Provided records

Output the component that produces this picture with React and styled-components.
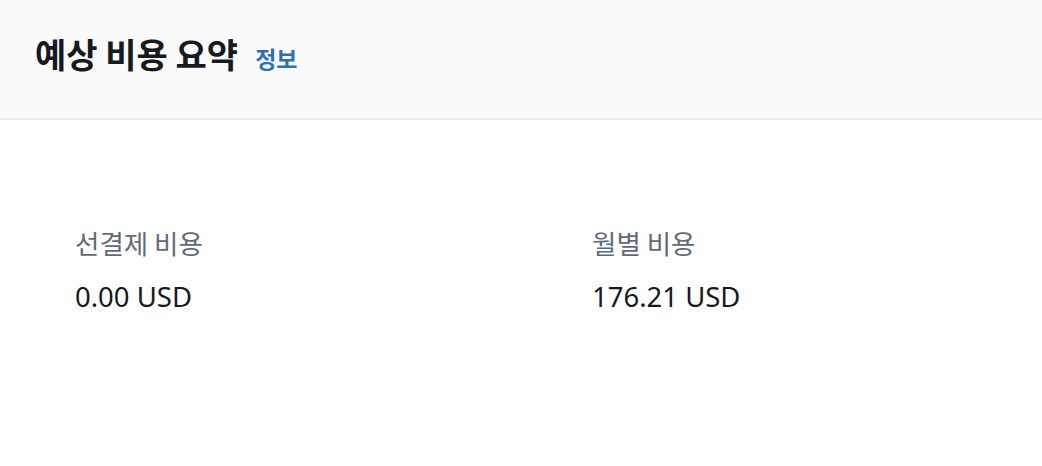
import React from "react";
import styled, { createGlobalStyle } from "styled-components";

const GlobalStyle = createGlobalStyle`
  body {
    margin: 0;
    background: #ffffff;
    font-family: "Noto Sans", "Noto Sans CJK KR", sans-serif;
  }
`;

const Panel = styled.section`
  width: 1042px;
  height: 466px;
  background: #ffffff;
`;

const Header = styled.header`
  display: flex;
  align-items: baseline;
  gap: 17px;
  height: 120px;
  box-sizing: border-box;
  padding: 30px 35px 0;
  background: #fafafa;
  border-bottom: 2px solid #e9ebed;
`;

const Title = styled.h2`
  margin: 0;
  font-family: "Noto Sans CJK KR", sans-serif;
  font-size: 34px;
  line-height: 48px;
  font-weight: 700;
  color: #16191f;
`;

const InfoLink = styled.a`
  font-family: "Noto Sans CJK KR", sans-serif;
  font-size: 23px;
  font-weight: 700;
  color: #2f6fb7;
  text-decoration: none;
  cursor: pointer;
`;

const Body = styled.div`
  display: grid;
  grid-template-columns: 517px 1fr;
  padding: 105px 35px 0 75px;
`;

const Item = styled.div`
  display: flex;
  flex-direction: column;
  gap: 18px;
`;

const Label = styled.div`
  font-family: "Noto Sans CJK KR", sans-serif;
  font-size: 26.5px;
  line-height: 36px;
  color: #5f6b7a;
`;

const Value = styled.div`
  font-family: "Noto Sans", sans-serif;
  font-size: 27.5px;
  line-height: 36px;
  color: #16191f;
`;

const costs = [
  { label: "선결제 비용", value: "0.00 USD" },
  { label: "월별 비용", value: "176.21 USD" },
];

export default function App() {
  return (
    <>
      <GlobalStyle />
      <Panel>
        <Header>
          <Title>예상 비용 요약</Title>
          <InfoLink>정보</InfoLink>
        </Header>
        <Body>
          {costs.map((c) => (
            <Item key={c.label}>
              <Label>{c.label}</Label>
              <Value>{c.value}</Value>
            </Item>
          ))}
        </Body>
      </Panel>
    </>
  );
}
==
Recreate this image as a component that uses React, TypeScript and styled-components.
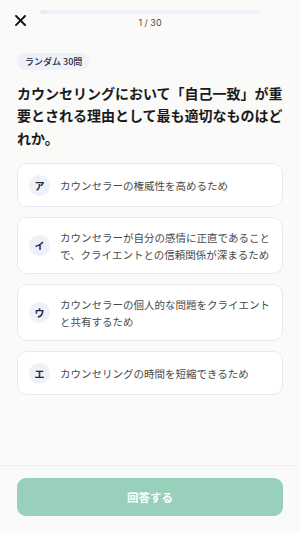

Problem description
Copy out each line of the listing that holds "styled".

The output
Output the component that produces this picture with React and styled-components.
import styled, { createGlobalStyle } from "styled-components";
const Panel = styled.section`
const Header = styled.header`
const Title = styled.h2`
const InfoLink = styled.a`
const Body = styled.div`
const Item = styled.div`
const Label = styled.div`
const Value = styled.div`
Recreate this image as a component that uses React, TypeScript and styled-components.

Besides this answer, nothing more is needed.